Xia et al. 2025 — Whole-cell biosensor with biological digestion circuit for Hg detection in food matrices
This paper describes a whole-cell biosensor augmented with a synthetic biological digestion gene circuit designed to overcome matrix interference during mercury (Hg2+) detection in complex food samples. The gene circuit automates the digestion of organic matter within the bacterial host, eliminating the need for manual acid digestion steps and enabling more direct detection of Hg2+ in food matrices including fish, rice, shellfish, and black beans. The study validates sensor performance using spiked samples and reports recovery rates, but does not measure actual Hg concentrations in commercially sourced or environmental food samples.
Key numbers
- LOD: 0.082 µM (detection limit); LOQ: 0.272 µM
- Validated food matrices: fish, rice, shellfish, black beans (all spiked)
- Recovery rates: satisfactory across all four matrices (exact values in paper tables)

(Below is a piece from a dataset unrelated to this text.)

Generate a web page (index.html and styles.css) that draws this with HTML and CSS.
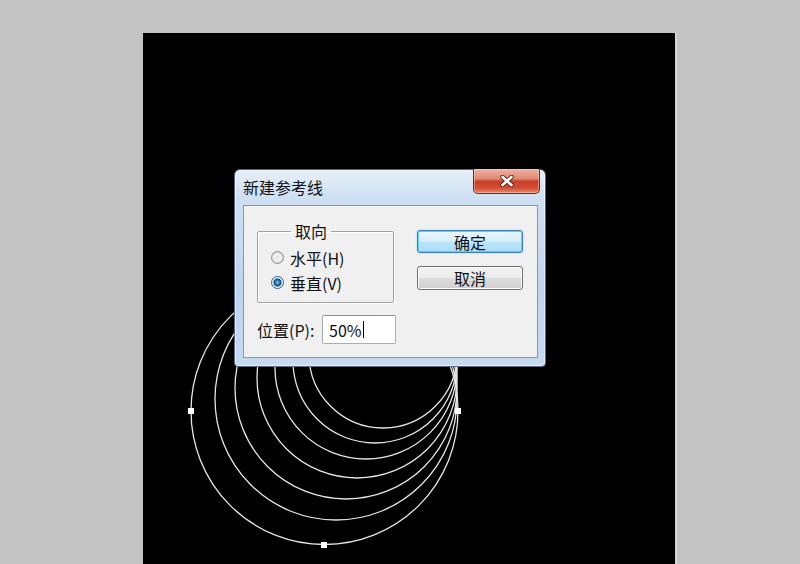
FILE: index.html
```html
<!DOCTYPE html>
<html lang="zh-CN">
<head>
    <meta charset="UTF-8">
    <title>新建参考线</title>
    <link rel="stylesheet" href="styles.css">
</head>
<body>
    <!-- Холст документа -->
    <div class="stage">
        <svg class="art" width="532" height="531" viewBox="143 33 532 531">
            <g fill="none" stroke="#e6e6e6" stroke-width="1.3">
                <circle cx="324.5" cy="411" r="133.5"/>
                <circle cx="336" cy="399" r="121"/>
                <circle cx="346" cy="388" r="111"/>
                <circle cx="357" cy="378" r="100"/>
                <circle cx="366" cy="368" r="91"/>
                <circle cx="375" cy="361" r="82"/>
                <circle cx="383" cy="354" r="74"/>
            </g>
            <g fill="#fff">
                <rect x="188" y="408" width="6" height="6"/>
                <rect x="455" y="408" width="6" height="6"/>
                <rect x="321" y="542" width="6" height="6"/>
            </g>
        </svg>

        <!-- Диалог -->
        <div class="dialog">
            <div class="titlebar">
                <span class="title">新建参考线</span>
                <button class="close">
                    <svg width="14" height="12" viewBox="0 0 14 12">
                        <path d="M2.5 2 L11.5 10 M11.5 2 L2.5 10" stroke="#5a1d14" stroke-width="4.4" stroke-linecap="round"/>
                        <path d="M2.5 2 L11.5 10 M11.5 2 L2.5 10" stroke="#fff" stroke-width="2.6" stroke-linecap="round"/>
                    </svg>
                </button>
            </div>
            <div class="client">
                <div class="top-row">
                    <fieldset class="group">
                        <legend>取向</legend>
                        <div class="option"><span class="radio"></span>水平(H)</div>
                        <div class="option"><span class="radio checked"></span>垂直(V)</div>
                    </fieldset>
                    <div class="buttons">
                        <button class="btn default">确定</button>
                        <button class="btn">取消</button>
                    </div>
                </div>
                <div class="pos-row">
                    <span class="label">位置(P):</span>
                    <div class="input"><span class="value">50%</span><span class="caret"></span></div>
                </div>
            </div>
        </div>
    </div>
</body>
</html>
```

FILE: styles.css
```css
* {
    margin: 0;
    padding: 0;
    box-sizing: border-box;
}

body {
    background: #c3c3c3;
    font-family: "Noto Sans CJK SC", "Noto Sans", sans-serif;
    font-size: 16px;
    color: #111;
    height: 564px;
    overflow: hidden;
}

/* Холст */
.stage {
    position: relative;
    margin: 33px 0 0 143px;
    width: 532px;
    height: 531px;
    background: #000;
    box-shadow: 2px 0 0 #d6d6d6;
}

.art {
    display: block;
}

/* Окно */
.dialog {
    position: absolute;
    left: 91px;
    top: 136px;
    width: 312px;
    height: 198px;
    display: flex;
    flex-direction: column;
    border: 1px solid #56687f;
    border-radius: 6px 6px 4px 4px;
    background: linear-gradient(180deg, #e6eff9 0%, #cfe0f3 14%, #bed4ed 60%, #c6daf0 100%);
    box-shadow: inset 0 0 0 1px rgba(255, 255, 255, 0.55);
}

.titlebar {
    height: 35px;
    display: flex;
    align-items: flex-start;
    padding-left: 8px;
}

.title {
    padding-top: 7px;
    line-height: 20px;
    color: #111;
}

.close {
    margin-left: auto;
    margin-right: 5px;
    margin-top: -1px;
    width: 67px;
    height: 25px;
    border: 1px solid #6b2a20;
    border-top: none;
    border-radius: 0 0 5px 5px;
    background: linear-gradient(180deg, #eeb3a3 0%, #df8a72 40%, #c93f27 52%, #d04c33 78%, #e88a68 100%);
    display: flex;
    align-items: center;
    justify-content: center;
    box-shadow: inset 0 0 0 1px rgba(255, 220, 210, 0.45);
}

/* Клиентская часть */
.client {
    flex: 1;
    margin: 0 7px 8px 8px;
    border: 1px solid #8198b3;
    background: #f0f0f0;
    padding-left: 13px;
}

.top-row {
    display: flex;
    align-items: flex-start;
}

.group {
    margin-top: 16px;
    width: 137px;
    height: 81px;
    border: 1px solid #a3a3a3;
    border-radius: 2px;
    box-shadow: inset 1px 1px 0 #fff, 1px 1px 0 #fff;
    padding: 5px 0 0 13px;
}

.group legend {
    margin-left: 20px;
    padding: 0 4px;
    line-height: 18px;
}

.option {
    height: 25px;
    display: flex;
    align-items: center;
    gap: 6px;
}

.radio {
    width: 13px;
    height: 13px;
    border-radius: 50%;
    border: 1px solid #8e8f8f;
    background: radial-gradient(circle, #e2e2e2 0, #f2f2f2 3px, #d8d8d8 6px);
}

.radio.checked {
    border-color: #2c628b;
    background: radial-gradient(circle, #8ad0f7 0, #2a7ac2 2px, #0f4c86 3.6px, #dce8f2 4.4px, #f4f7fa 6px);
}

.buttons {
    margin-top: 24px;
    margin-left: 23px;
    display: flex;
    flex-direction: column;
    gap: 13px;
}

.btn {
    width: 106px;
    height: 23px;
    font-family: inherit;
    font-size: 16px;
    line-height: 20px;
    color: #111;
    border: 1px solid #707070;
    border-radius: 3px;
    background: linear-gradient(180deg, #f3f3f3 0%, #ebebeb 48%, #dddddd 52%, #cfcfcf 100%);
    box-shadow: inset 0 0 0 1px #fcfcfc;
}

.btn.default {
    border-color: #3c7fb1;
    background: linear-gradient(180deg, #e8f6fd 0%, #d8effc 48%, #bee6fd 52%, #a9dbf6 100%);
    box-shadow: inset 0 0 0 1px #60d0f8, 0 0 2px #8ed6f5;
}

.btn + .btn {
    height: 24px;
}

.pos-row {
    margin-top: 12px;
    display: flex;
    align-items: center;
}

.label {
    width: 65px;
    line-height: 20px;
}

.input {
    width: 74px;
    height: 29px;
    border: 1px solid #abadb3;
    border-top-color: #8e9199;
    border-radius: 2px;
    background: #fff;
    display: flex;
    align-items: center;
    padding-left: 6px;
}

.value {
    line-height: 20px;
    color: #111;
}

.caret {
    width: 1px;
    height: 17px;
    margin-left: 1px;
    background: #000;
}
```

- Published in Foods 2025, 14, 3798 (MDPI)
Methods (brief)
Whole-cell biosensor incorporating a mer-operon-based Hg-responsive gene circuit, modified with a biological digestion cassette expressed in E. coli. Fluorescence signal output correlates with Hg2+ concentration. Method compared against ICP-MS for validation on spiked samples. Total mercury only (not speciated).
Implications
Certification: Not applicable — no occurrence data from commercial or environmental food sources. Courses: Useful as an example of synthetic biology applied to food safety rapid testing, particularly for Hg in seafood and grain matrices. App: No contamination profile data extractable. Microbiome: Not applicable.